Sonia Fernandez / UC Santa Barbara

As a child in Washington, D.C., Andrea Young ’06, GSAS’12 liked to figure out how things worked. If you threw a ball, he could predict where it would land. “The idea that the world has a rational underlying machinery has always appealed to me,” he says.

Today, Young has moved well beyond playground experiments. An assistant professor at UC Santa Barbara, he recently won the 2018 New Horizons in Physics Prize, which goes to those who’ve made significant contributions to the field early in their career; Young was one of three honored this year. “It’s nice to be recognized,” he says. You don’t go into physics for the money or the fame.”

Young’s pioneering work is with graphene, a two-dimensional material derived from graphite. Although graphene is only a single-atom thick, it’s stronger than steel and has unique electronic properties. Young and his colleagues stack multiple sheets of graphene or other two-dimensional materials — akin to trying to layer sheets of plastic wrap one on top of the other, without any bumps — to create objects called van der Waals heterostructures. These structures allow scientists to observe new states of matter that don’t exist in three dimensions.

Physicists are excited about the potential of Young’s work to understand and observe phenomena that so far have only been described in mathematical equations and theories.

“The basic physics questions we’re interested in understanding are, ‘What kind of matter can exist? What makes one thing different from another?’” Young says. In their search for answers, Young and his colleagues build electrical devices from the tiny heterostructures they’ve made. They place the devices in severe conditions, like extremely cold temperatures and strong magnetic fields, and measure their electrical, magnetic and thermal signals and surface properties. Since the laws of physics function differently in two dimensions as compared to three, these experiments shed light on fundamental principles of quantum mechanics — the laws of physics that underlie the natural world and the way atoms behave — and potentially lead to new theories.

Young laid the foundation for his work with graphene at Columbia, where he earned a B.A. in physics and mathematics as well as an M.A. and a Ph.D. “It was a very special time in my career,” he says. “Columbia was the center of the universe for this type of physics, especially while I was a Ph.D. student. There was a lot of energy and ideas.”

Living in New York City was also a good way to balance his long days in the lab. “The idea that at 3 in the morning I could get something to eat, get a drink or find human life was psychologically very useful for me during that 10 years,” he says.

After getting his Ph.D., Young was a visiting scientist at the Weizmann Institute of Science in Israel and a Pappalardo Fellow at MIT. He’s received numerous honors, including the 2016 William L. McMillan Award, the 2016 Packard Fellowship for Science and Engineering and the 2017 Alfred P. Sloan Research Fellowship. In 2015, Young traded East Coast life for Santa Barbara, where he now lives with his wife and son.
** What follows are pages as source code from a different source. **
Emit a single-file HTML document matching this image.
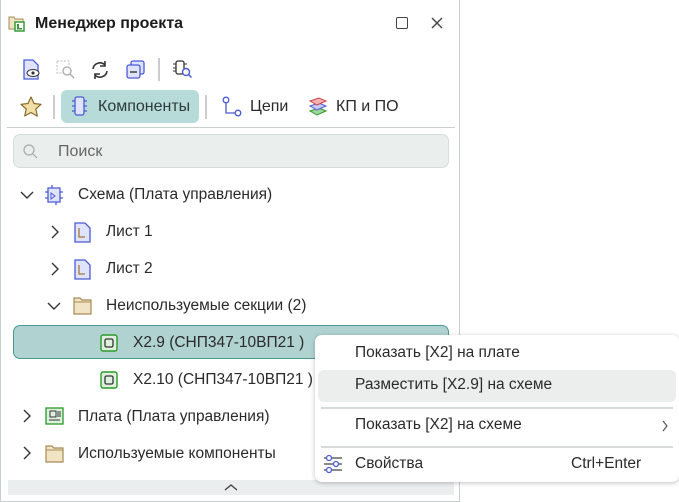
<!DOCTYPE html>
<html><head><meta charset="utf-8"><style>
*{box-sizing:border-box;margin:0;padding:0}
body{width:679px;height:502px;background:#fff;font-family:"Liberation Sans",sans-serif;font-size:15.5px;color:#222;position:relative;overflow:hidden}
.panel{position:absolute;left:0;top:0;width:460px;height:502px;border:1px solid #c9cfcf;border-top:none;background:#fff}
.abs{position:absolute}
.t{position:absolute;white-space:nowrap;color:#2a2a2a;line-height:18px}
.menu{position:absolute;left:315px;top:335px;width:364px;height:147px;background:#fff;border-radius:7px;box-shadow:0 1px 5px rgba(0,0,0,.25)}
.sep{position:absolute;left:6px;right:6px;height:2px;background:#d6dada}
</style></head><body>
<div class="panel">
 <svg class="abs" style="left:7px;top:14px" width="18" height="18" viewBox="0 0 18 18"><path d="M1 3h5l1 2h8v10H1z" fill="#f1e4c4" stroke="#a78b55"/><rect x="7" y="8" width="9" height="9" fill="#fff" stroke="#3a9a3a" stroke-width="1.5"/><rect x="9" y="10" width="2" height="4" fill="#3a9a3a"/><rect x="9" y="14" width="5" height="1.5" fill="#3a9a3a"/></svg>
 <div class="t" style="left:34px;top:15px;font-size:16px;font-weight:bold;color:#1d1d1d">Менеджер проекта</div>
 <div class="abs" style="left:395px;top:17px;width:12px;height:12px;border:1.5px solid #444;border-radius:2px"></div>
 <svg class="abs" style="left:430px;top:17px" width="12" height="12"><path d="M1 1L11 11M11 1L1 11" stroke="#444" stroke-width="1.4"/></svg>
 <svg class="abs" style="left:21px;top:59px" width="20" height="22"><path d="M2 1h9l5 5v14H2z" fill="#dfe3fb" stroke="#4a5bd6" stroke-width="1.3"/><ellipse cx="11" cy="14" rx="6" ry="3.5" fill="#fff" stroke="#333"/><circle cx="11" cy="14" r="1.6" fill="#333"/></svg>
 <svg class="abs" style="left:55px;top:60px" width="20" height="20"><rect x="1" y="1" width="12" height="12" fill="none" stroke="#bbb" stroke-dasharray="2 1.5"/><circle cx="11" cy="11" r="4" fill="#fff" stroke="#aaa" stroke-width="1.3"/><path d="M14 14l4 4" stroke="#aaa" stroke-width="1.3"/></svg>
 <svg class="abs" style="left:89px;top:60px" width="20" height="20"><path d="M3 9a7 7 0 0 1 12-4M17 11a7 7 0 0 1-12 4" fill="none" stroke="#333" stroke-width="1.6"/><path d="M15 1v5h-5M5 19v-5h5" fill="none" stroke="#333" stroke-width="1.6"/></svg>
 <svg class="abs" style="left:125px;top:60px" width="20" height="20"><rect x="5" y="1" width="13" height="13" rx="2" fill="#dfe3fb" stroke="#4a5bd6" stroke-width="1.3"/><rect x="1" y="5" width="13" height="13" rx="2" fill="#dfe3fb" stroke="#4a5bd6" stroke-width="1.3"/><path d="M4 12h7" stroke="#333" stroke-width="1.4"/></svg>
 <div class="abs" style="left:157px;top:58px;width:2px;height:23px;background:#ccc"></div>
 <svg class="abs" style="left:172px;top:60px" width="20" height="20"><rect x="3" y="1" width="8" height="13" rx="2" fill="#fff" stroke="#333" stroke-width="1.3"/><path d="M0 4h3M0 8h3M0 11h3M11 4h3" stroke="#333"/><circle cx="13" cy="12" r="3.5" fill="#fff" stroke="#4a5bd6" stroke-width="1.4"/><path d="M15.5 14.5l3 3" stroke="#4a5bd6" stroke-width="1.5"/></svg>
 <svg class="abs" style="left:19px;top:96px" width="22" height="21"><path d="M11 1l3 6.5 7 .8-5.2 4.8 1.5 7L11 16.5 4.7 20l1.5-7L1 8.3l7-.8z" fill="#f2dfa8" stroke="#8a6a2a" stroke-width="1.2" stroke-linejoin="round"/></svg>
 <div class="abs" style="left:52px;top:95px;width:2px;height:24px;background:#ccc"></div>
 <div class="abs" style="left:60px;top:90px;width:138px;height:33px;background:#b6dbd9;border-radius:6px"></div>
 <svg class="abs" style="left:70px;top:96px" width="18" height="20"><rect x="4" y="1" width="9" height="18" rx="2" fill="#dfe3fb" stroke="#4a5bd6" stroke-width="1.3"/><path d="M1 5h3M1 10h3M1 15h3M13 5h3M13 10h3M13 15h3" stroke="#4a5bd6" stroke-width="1.3"/></svg>
 <div class="t" style="left:97px;top:98px;font-size:16px;color:#2f3a3a">Компоненты</div>
 <div class="abs" style="left:204px;top:95px;width:2px;height:24px;background:#ccc"></div>
 <svg class="abs" style="left:221px;top:96px" width="20" height="21"><circle cx="4" cy="4" r="2.8" fill="#fff" stroke="#4a5bd6" stroke-width="1.3"/><circle cx="16" cy="17" r="2.8" fill="#fff" stroke="#4a5bd6" stroke-width="1.3"/><path d="M4 7v10h9" fill="none" stroke="#4a5bd6" stroke-width="1.3"/></svg>
 <div class="t" style="left:249px;top:98px;font-size:16px">Цепи</div>
 <svg class="abs" style="left:307px;top:96px" width="20" height="22"><path d="M2 15l9-3 7 3-9 4z" fill="#9ed59e" stroke="#2a9a2a"/><path d="M2 10l9-3 7 3-9 4z" fill="#c4ccf6" stroke="#4a5bd6"/><path d="M2 5l9-3 7 3-9 4z" fill="#f3b4b4" stroke="#d04040"/></svg>
 <div class="t" style="left:335px;top:98px;font-size:16px">КП и ПО</div>
 <div class="abs" style="left:6px;top:127px;width:448px;height:1px;background:#c9cfcf"></div>
 <div class="abs" style="left:12px;top:134px;width:436px;height:34px;background:#eaeeed;border:1px solid #d6dcdb;border-radius:7px"></div>
 <svg class="abs" style="left:22px;top:144px" width="15" height="15"><circle cx="6" cy="6" r="5" fill="none" stroke="#aaa" stroke-width="1.2"/><path d="M10 10l4 4" stroke="#aaa" stroke-width="1.2"/></svg>
 <div class="t" style="left:57px;top:143px;font-size:16px;color:#666">Поиск</div>
 <svg class="abs" style="left:19px;top:190px" width="14" height="10"><path d="M1 2l6 6 6-6" fill="none" stroke="#333" stroke-width="1.4"/></svg>
 <svg class="abs" style="left:43px;top:184px" width="20" height="22"><path d="M4 4h12v14H4z" fill="#dfe3fb" stroke="#4a5bd6" stroke-width="1.3"/><path d="M1 8h3M1 14h3M16 8h3M16 14h3M8 1v3M12 18v3" stroke="#4a5bd6" stroke-width="1.3"/><path d="M7 9l4 3-4 3z" fill="none" stroke="#4a5bd6"/></svg>
 <div class="t" style="left:77px;top:186px">Схема (Плата управления)</div>
 <svg class="abs" style="left:49px;top:225px" width="10" height="14"><path d="M2 1l6 6-6 6" fill="none" stroke="#333" stroke-width="1.4"/></svg>
 <svg class="abs" style="left:73px;top:222px" width="17" height="21"><path d="M1 1h10l5 5v14H1z" fill="#dfe3fb" stroke="#4a5bd6" stroke-width="1.3"/><path d="M5 6v9h6" fill="none" stroke="#a57a30" stroke-width="1.3"/></svg>
 <div class="t" style="left:105px;top:223px">Лист 1</div>
 <svg class="abs" style="left:49px;top:262px" width="10" height="14"><path d="M2 1l6 6-6 6" fill="none" stroke="#333" stroke-width="1.4"/></svg>
 <svg class="abs" style="left:73px;top:259px" width="17" height="21"><path d="M1 1h10l5 5v14H1z" fill="#dfe3fb" stroke="#4a5bd6" stroke-width="1.3"/><path d="M5 6v9h6" fill="none" stroke="#a57a30" stroke-width="1.3"/></svg>
 <div class="t" style="left:105px;top:260px">Лист 2</div>
 <svg class="abs" style="left:46px;top:301px" width="14" height="10"><path d="M1 2l6 6 6-6" fill="none" stroke="#333" stroke-width="1.4"/></svg>
 <svg class="abs" style="left:72px;top:297px" width="19" height="18"><path d="M1 1h6l2 2h9v14H1z" fill="#f1e4c4" stroke="#a78b55" stroke-width="1.2"/><path d="M1 5h17" stroke="#a78b55"/></svg>
 <div class="t" style="left:105px;top:297px">Неиспользуемые секции (2)</div>
 <div class="abs" style="left:12px;top:325px;width:436px;height:34px;background:#b0d3d1;border:1px solid #4a9a96;border-radius:7px"></div>
 <svg class="abs" style="left:99px;top:334px" width="18" height="18"><rect x="1" y="1" width="16" height="16" rx="2" fill="#dff0df" stroke="#2a9a2a" stroke-width="1.4"/><rect x="5" y="5" width="8" height="8" rx="1.5" fill="none" stroke="#333" stroke-width="1.3"/></svg>
 <div class="t" style="left:132px;top:334px">X2.9 (СНП347-10ВП21 )</div>
 <svg class="abs" style="left:99px;top:371px" width="18" height="18"><rect x="1" y="1" width="16" height="16" rx="2" fill="#dff0df" stroke="#2a9a2a" stroke-width="1.4"/><rect x="5" y="5" width="8" height="8" rx="1.5" fill="none" stroke="#333" stroke-width="1.3"/></svg>
 <div class="t" style="left:132px;top:371px">X2.10 (СНП347-10ВП21 )</div>
 <svg class="abs" style="left:21px;top:409px" width="10" height="14"><path d="M2 1l6 6-6 6" fill="none" stroke="#333" stroke-width="1.4"/></svg>
 <svg class="abs" style="left:44px;top:407px" width="19" height="19"><rect x="1" y="1" width="17" height="16" fill="#dff0df" stroke="#2a9a2a" stroke-width="1.3"/><rect x="5" y="4" width="6" height="6" fill="none" stroke="#333"/><path d="M13 4v6M15 4v6M4 13h11" stroke="#333"/></svg>
 <div class="t" style="left:77px;top:408px">Плата (Плата управления)</div>
 <svg class="abs" style="left:21px;top:446px" width="10" height="14"><path d="M2 1l6 6-6 6" fill="none" stroke="#333" stroke-width="1.4"/></svg>
 <svg class="abs" style="left:44px;top:445px" width="19" height="18"><path d="M1 1h6l2 2h9v14H1z" fill="#f1e4c4" stroke="#a78b55" stroke-width="1.2"/><path d="M1 5h17" stroke="#a78b55"/></svg>
 <div class="t" style="left:77px;top:445px">Используемые компоненты</div>
 <div class="abs" style="left:7px;top:480px;width:446px;height:15px;background:#ebeeee"></div>
 <svg class="abs" style="left:223px;top:483px" width="14" height="9"><path d="M1 7l6-5 6 5" fill="none" stroke="#444" stroke-width="1.4"/></svg>
</div>
<div class="menu">
 <div class="t" style="left:40px;top:9px">Показать [X2] на плате</div>
 <div class="abs" style="left:3px;top:35px;width:358px;height:32px;background:#ebeeed;border-radius:6px"></div>
 <div class="t" style="left:40px;top:41px">Разместить [X2.9] на схеме</div>
 <div class="sep" style="top:72px"></div>
 <div class="t" style="left:40px;top:81px">Показать [X2] на схеме</div>
 <svg class="abs" style="left:346px;top:85px" width="8" height="12"><path d="M2 1l4 5-4 5" fill="none" stroke="#555" stroke-width="1.2"/></svg>
 <div class="sep" style="top:111px"></div>
 <svg class="abs" style="left:8px;top:119px" width="20" height="20"><path d="M1 4h18M1 10h18M1 16h18" stroke="#444" stroke-width="1.2"/><circle cx="6" cy="4" r="2.5" fill="#fff" stroke="#4a5bd6" stroke-width="1.3"/><circle cx="13" cy="10" r="2.5" fill="#fff" stroke="#4a5bd6" stroke-width="1.3"/><circle cx="6" cy="16" r="2.5" fill="#fff" stroke="#4a5bd6" stroke-width="1.3"/></svg>
 <div class="t" style="left:40px;top:120px">Свойства</div>
 <div class="t" style="left:256px;top:120px">Ctrl+Enter</div>
</div>
</body></html>
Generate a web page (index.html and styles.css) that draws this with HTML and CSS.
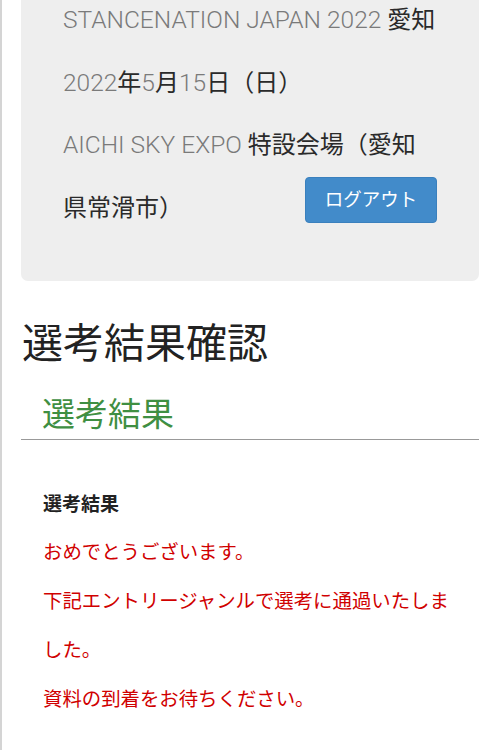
FILE: index.html
```html
<!DOCTYPE html>
<html lang="ja">
<head>
<meta charset="utf-8">
<title>選考結果確認</title>
<link rel="stylesheet" href="styles.css">
</head>
<body>
<div class="page">
  <section class="event-card">
    <p class="event-line"><span class="en">STANCENATION JAPAN 2022</span> 愛知</p>
    <p class="event-line"><span class="en">2022</span>年<span class="en">5</span>月<span class="en">15</span>日（日）</p>
    <div class="event-foot">
      <p class="event-line address"><span class="en">AICHI SKY EXPO</span> 特設会場（愛知<br>県常滑市）</p>
      <button class="logout" type="button">ログアウト</button>
    </div>
  </section>

  <h1 class="page-title">選考結果確認</h1>
  <h2 class="section-title">選考結果</h2>

  <div class="result">
    <p class="result-label">選考結果</p>
    <p class="result-msg">おめでとうございます。</p>
    <p class="result-msg">下記エントリージャンルで選考に通過いたしました。</p>
    <p class="result-msg">資料の到着をお待ちください。</p>
  </div>
</div>
</body>
</html>
```

FILE: styles.css
```css
html, body {
  margin: 0;
  padding: 0;
  background: #ffffff;
}

body {
  font-family: Roboto, "Noto Sans CJK JP", "Noto Sans", sans-serif;
  color: #333333;
  overflow: hidden;
}

.page {
  border-left: 2px solid #d4d4d4;
  padding: 0 21px 40px 19px;
  min-height: 750px;
  box-sizing: border-box;
}

.event-card {
  background: #eeeeee;
  border-radius: 0 0 7px 7px;
  margin-top: -42px;
  padding: 31px 42px 42px 42px;
}

.event-line {
  margin: 0;
  font-size: 24px;
  line-height: 62.5px;
  color: #2a2a2a;
  font-family: Roboto, "Noto Sans CJK JP", sans-serif;
}

.en {
  font-family: "Roboto Light", Roboto, sans-serif;
  font-weight: 300;
  font-size: 24.5px;
  color: #7a7a7a;
}

.event-foot {
  display: grid;
  grid-template-areas: "stack";
}

.event-foot > * {
  grid-area: stack;
}

.logout {
  justify-self: end;
  align-self: end;
  margin-bottom: 16px;
  width: 132px;
  height: 46px;
  border: 1px solid #3a80bd;
  border-radius: 4px;
  background: #428bca;
  color: #ffffff;
  font-family: "Noto Sans CJK JP", sans-serif;
  font-size: 18.5px;
  padding: 0 0 4px 0;
}

.page-title {
  margin: 35px 0 0 1px;
  font-family: "Noto Sans CJK JP", sans-serif;
  font-weight: 400;
  font-size: 41px;
  line-height: 49px;
  color: #222222;
}

.section-title {
  margin: 28px 0 0 0;
  padding: 0 0 8px 21px;
  border-bottom: 1px solid #999999;
  font-family: "Noto Sans CJK JP", sans-serif;
  font-weight: 400;
  font-size: 33px;
  line-height: 38px;
  color: #3f8f42;
}

.result {
  padding: 39px 21px 0 22px;
}

.result p {
  margin: 0;
  font-family: "Noto Sans CJK JP", sans-serif;
  font-size: 19.4px;
  line-height: 49px;
}

.result .result-label {
  font-weight: 700;
  font-size: 19px;
  line-height: 47px;
  color: #222222;
}

.result .result-msg {
  color: #d00000;
}
```
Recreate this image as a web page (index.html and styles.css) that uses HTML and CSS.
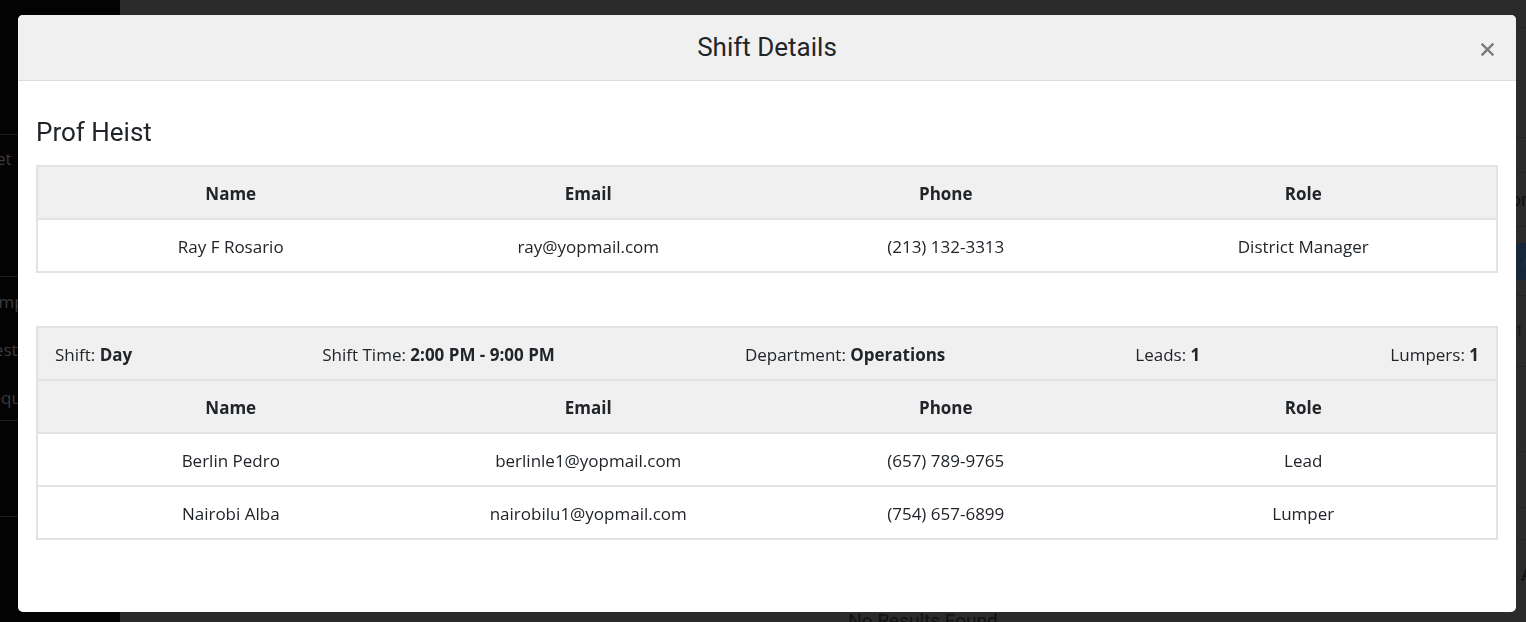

Young is still interested in figuring out how things work. In the long term, that something is quantum computing, a holy grail of technology that promises to process extraordinary amounts of information and solve complex problems that regular computers can’t. Young’s part — through his experiments — is to find a way to protect quantum information and help create a stable quantum bit (“qubit”), the basic foundation for this type of computing.​​

To be honest, most days any possible applications to quantum computing seem a very long way away, he says. “But then there is a saying that people overestimate what can be done in three years and underestimate what can be done in 10.”

So what keeps him motivated? “Seeing something new pop up in your measurement is very exciting, and having a puzzle — say, some new piece of data you don’t understand — to think about is very engaging. The slog is worth it for the thrills when, every so often, something works.”